I have written numerous times of the importance of transitioning from the inside out.
Of course, nothing is ever easy when you are considering living in the gender you weren't born with. However, the more you open the door and explore the world, you just may find there are more people than you imagine that you fit in with.
First of all, toss looks basically out the door. Sure, if you are a natural beauty then for the most part you may not be reading this at all. Bottom line is I spent decades as a basic weekend cross dresser before I finally figured out why none of that was working. The best part of the process however was learning the basics of my style, shopping and public reaction.
When I realized I closely identified as a transgender woman, the world began to come at me fast. All of the sudden my appearance had to become something I took for granted- I better figure out how to deal with people who wanted to know what my deal was.
To simplify a very complex process, "I had to hitch up my big girl panties and get with it."
"Getting with it" was a long process and often very scary. As you will have to do, I came up with a quiet confidence of who I was: a transgender woman going about my life with as much right and dignity as anyone else.
Then the fun started! Men of course then and now still steer clear of me while women have a tendency to do just the opposite. I won't bore you with the reasons. The only reason I sense is important is that I still am a middle critter and don't threaten traditional female stereotypes. I also feel that women by nature are teachers and of course had some ideas for me. Examples? When I talked to a couple of my genetic girl friends they began to tell me when I was responding "like a guy" or most recently, the best place to secure my cell phone was in my bra. Every occasion turned into a classroom for me.
OK, before you think "how the heck do I get to that point?". here are a few tips that worked for me.
I dumped my reliance on gay venues. In many ways I was as foreign to them as a trans person as I was to a so called straight person. I didn't like the music and I wanted to bring my love of sports with me to my feminine side. Again, I hitched up my big girl panties and started to go to certain upscale large chain sports pubs/restaurants. I was fortunate in that I had worked in similar venues for years and knew the positives and negatives. Here's what happened for me: I made acquaintances with the staff quickly... Obviously, I minded my own business, tipped well and left. As luck would have it quickly, one of the bartenders introduced me to her lesbian Mom and not long later was approached by another lesbian woman in the same place. Once again, this venue is very straight and the two other women happen to be sports addicts too.
In conclusion, my other contacts (again all women) came from dating sites. A year ago I had two friends from that angle and now I have four from meeting their friends.
I know what you are thinking. "Just where the hell do I go with all of this?" I don't drink and I don't like sports Cyrsti.
I'm assuming you have some sort of interests you want to bring along on this gender journey. Perhaps there are LGBT friendly churches or groups in your area with services and or social events. Most importantly, remember this: You only need one person to break the ice and get this process moving.

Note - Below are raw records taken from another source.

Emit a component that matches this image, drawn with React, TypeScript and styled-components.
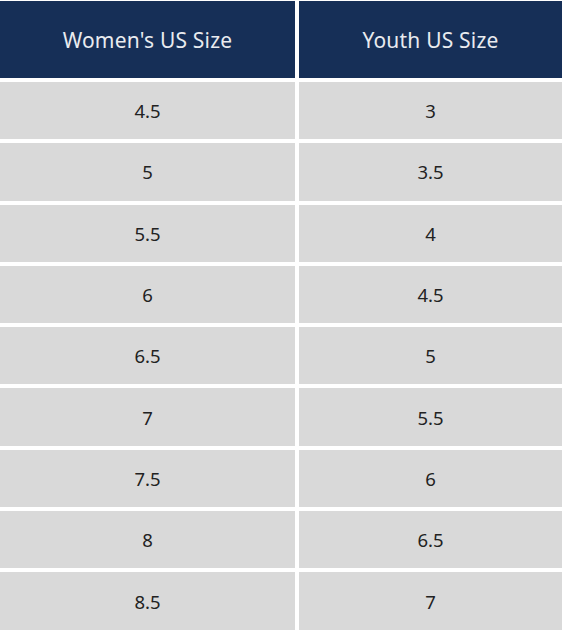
import React from 'react';
import styled, { createGlobalStyle } from 'styled-components';

const GlobalStyle = createGlobalStyle`
  html, body {
    margin: 0;
    padding: 0;
    background: #fff;
  }
`;

const SizeGrid = styled.div`
  display: grid;
  grid-template-columns: 295px 263px;
  grid-template-rows: 77px;
  grid-auto-rows: 57.3px;
  column-gap: 4px;
  row-gap: 4px;
  padding-top: 1px;
  width: 564px;
  font-family: "Noto Sans", "Open Sans", sans-serif;
`;

const HeadCell = styled.div`
  display: flex;
  align-items: center;
  justify-content: center;
  background: #162f57;
  color: #e9ebef;
  font-size: 21px;
  letter-spacing: 0.2px;
`;

const Cell = styled.div`
  display: flex;
  align-items: center;
  justify-content: center;
  background: #d9d9d9;
  color: #222;
  font-size: 18.5px;
`;

const sizes: [string, string][] = [
  ['4.5', '3'],
  ['5', '3.5'],
  ['5.5', '4'],
  ['6', '4.5'],
  ['6.5', '5'],
  ['7', '5.5'],
  ['7.5', '6'],
  ['8', '6.5'],
  ['8.5', '7'],
];

export default function App() {
  return (
    <>
      <GlobalStyle />
      <SizeGrid>
        <HeadCell>Women's US Size</HeadCell>
        <HeadCell>Youth US Size</HeadCell>
        {sizes.map(([women, youth]) => (
          <React.Fragment key={women}>
            <Cell>{women}</Cell>
            <Cell>{youth}</Cell>
          </React.Fragment>
        ))}
      </SizeGrid>
    </>
  );
}
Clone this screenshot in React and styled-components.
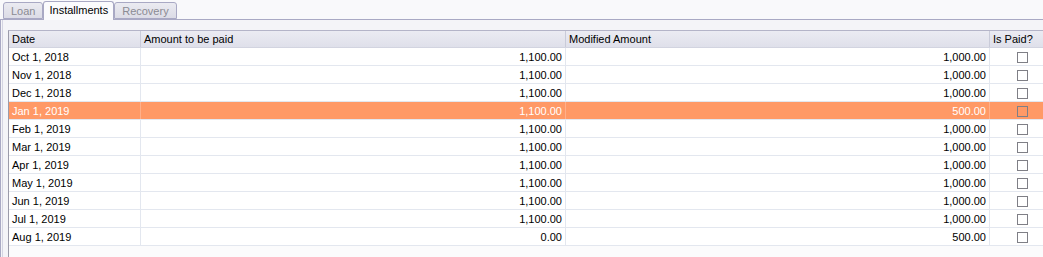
import React from "react";
import styled, { createGlobalStyle } from "styled-components";

const Global = createGlobalStyle`
  html, body { margin: 0; padding: 0; background: #f9f9fb; }
  body { font-family: "Liberation Sans", Arial, sans-serif; font-size: 11px; }
`;

const Screen = styled.div`
  width: 1043px;
  height: 257px;
  overflow: hidden;
  background: #f9f9fb;
  display: flex;
  flex-direction: column;
`;

const TabStrip = styled.div`
  display: flex;
  align-items: flex-end;
  height: 19px;
  padding-left: 3px;
  box-sizing: border-box;
`;

const Tab = styled.div`
  height: ${(p) => (p.$active ? "19px" : "17px")};
  box-sizing: border-box;
  padding: ${(p) => (p.$active ? "2px 5px 0 5px" : "2px 7px 0 7px")};
  margin-bottom: ${(p) => (p.$active ? "-1px" : "0")};
  border: 1px solid #a9a9c4;
  border-bottom: ${(p) => (p.$active ? "none" : "1px solid #a9a9c4")};
  border-radius: 3px 3px 0 0;
  background: ${(p) => (p.$active ? "#fbfbfd" : "linear-gradient(#ebebf1, #dcdce6)")};
  color: ${(p) => (p.$active ? "#000" : "#8b8b93")};
  position: relative;
  z-index: ${(p) => (p.$active ? 2 : 1)};
  white-space: nowrap;
  line-height: 13px;
`;

const Panel = styled.div`
  flex: 1;
  border-top: 1px solid #a9a9c4;
  border-left: 1px solid #a9a9c4;
  background: #f4f4f8;
  padding: 10px 0 0 7px;
  display: flex;
  position: relative;
  z-index: 1;
  &::before {
    content: "";
    position: absolute;
    left: 1px;
    top: 0;
    bottom: 0;
    width: 1px;
    background: #d4d4e2;
  }
`;

const Grid = styled.div`
  flex: 1;
  border-top: 1px solid #b4b4c8;
  border-left: 1px solid #9b9baa;
  background: #fbfbfc;
  display: flex;
  flex-direction: column;
`;

const cols = "132px 425px 424px 66px";

const HeaderRow = styled.div`
  display: grid;
  grid-template-columns: ${cols};
  height: 16px;
  background: linear-gradient(#ebebf2, #dfe0ea);
  border-bottom: 1px solid #d2d4e0;
`;

const HeaderCell = styled.div`
  padding: 2px 3px 0 3px;
  border-right: 1px solid #c9cbd9;
  color: #000;
  line-height: 13px;
  white-space: nowrap;
`;

const Row = styled.div`
  display: grid;
  grid-template-columns: ${cols};
  height: 18px;
  box-sizing: border-box;
  border-bottom: 1px solid #e3e7ef;
  background: ${(p) => (p.$selected ? "#ff9966" : "#ffffff")};
  color: ${(p) => (p.$selected ? "#ffffff" : "#000000")};
`;

const Cell = styled.div`
  display: flex;
  align-items: center;
  justify-content: ${(p) => (p.$align === "right" ? "flex-end" : p.$align === "center" ? "center" : "flex-start")};
  padding: 1px 3px 0 3px;
  border-right: 1px solid ${(p) => (p.$selected ? "#ffb08a" : "#e3e7ef")};
  white-space: nowrap;
  line-height: 13px;
`;

const Check = styled.span`
  width: 11px;
  height: 11px;
  box-sizing: border-box;
  border: 1px solid #7f7f86;
  background: ${(p) => (p.$selected ? "#ff9966" : "#ffffff")};
`;

const data = [
  ["Oct 1, 2018", "1,100.00", "1,000.00"],
  ["Nov 1, 2018", "1,100.00", "1,000.00"],
  ["Dec 1, 2018", "1,100.00", "1,000.00"],
  ["Jan 1, 2019", "1,100.00", "500.00"],
  ["Feb 1, 2019", "1,100.00", "1,000.00"],
  ["Mar 1, 2019", "1,100.00", "1,000.00"],
  ["Apr 1, 2019", "1,100.00", "1,000.00"],
  ["May 1, 2019", "1,100.00", "1,000.00"],
  ["Jun 1, 2019", "1,100.00", "1,000.00"],
  ["Jul 1, 2019", "1,100.00", "1,000.00"],
  ["Aug 1, 2019", "0.00", "500.00"],
];

export default function App() {
  return (
    <Screen>
      <Global />
      <TabStrip>
        <Tab>Loan</Tab>
        <Tab $active>Installments</Tab>
        <Tab>Recovery</Tab>
      </TabStrip>
      <Panel>
        <Grid>
          <HeaderRow>
            <HeaderCell>Date</HeaderCell>
            <HeaderCell>Amount to be paid</HeaderCell>
            <HeaderCell>Modified Amount</HeaderCell>
            <HeaderCell>Is Paid?</HeaderCell>
          </HeaderRow>
          {data.map((r, i) => {
            const sel = i === 3;
            return (
              <Row key={r[0]} $selected={sel}>
                <Cell $selected={sel}>{r[0]}</Cell>
                <Cell $selected={sel} $align="right">{r[1]}</Cell>
                <Cell $selected={sel} $align="right">{r[2]}</Cell>
                <Cell $selected={sel} $align="center">
                  <Check $selected={sel} />
                </Cell>
              </Row>
            );
          })}
        </Grid>
      </Panel>
    </Screen>
  );
}
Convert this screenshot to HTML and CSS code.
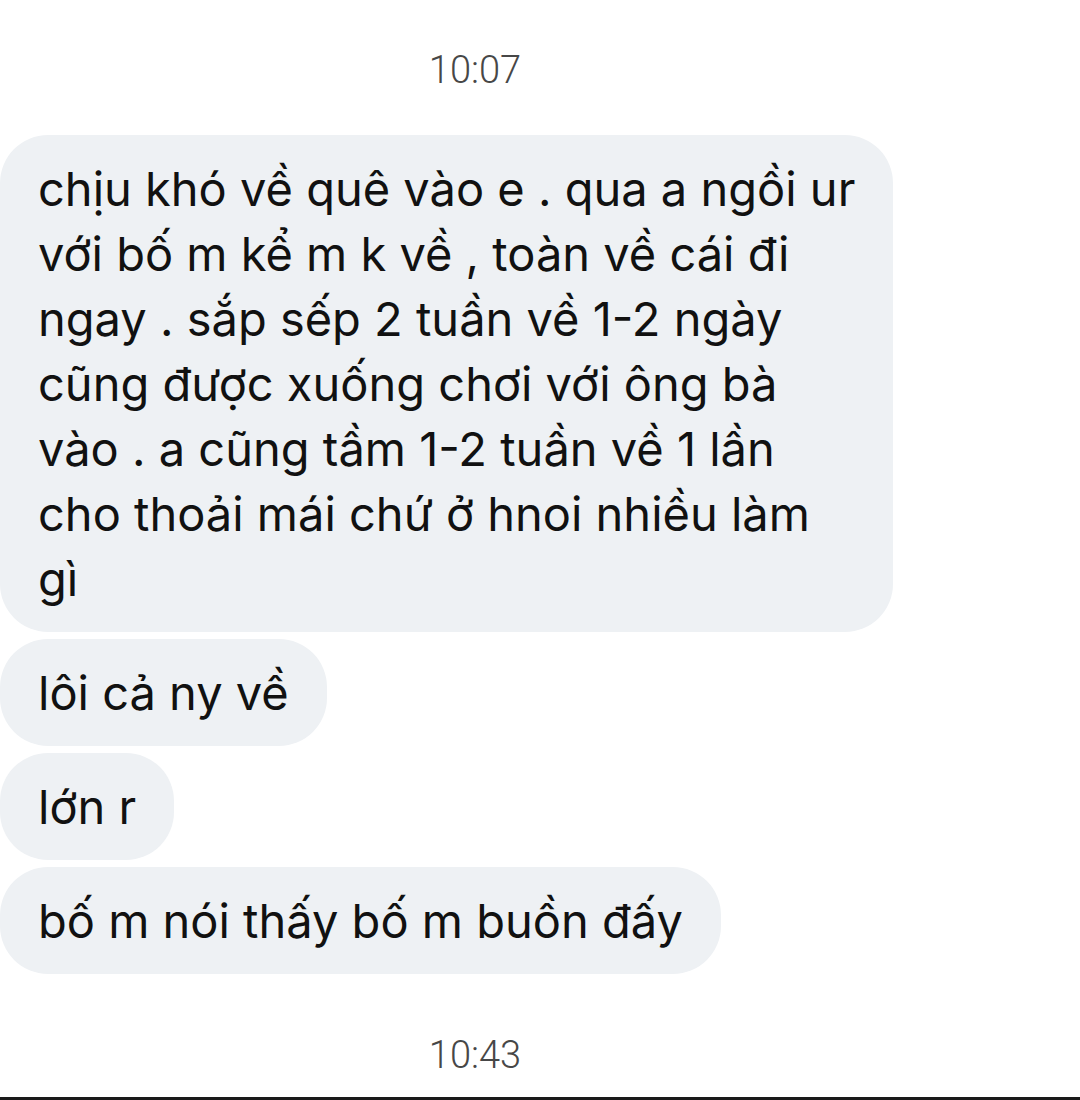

Warning- DO NOT try to force or expect another woman to dress you or make you up etc. Even though your makeup may need some work, it's still yours. Let them come to you with the process-if indeed they ever do and never forget the passive aggressive feminine nature. When you are given access to the circle you will see it isn't really all that mysterious.
Also remember this. If you don't try and hide behind your closet door nothing will happen. Count on it.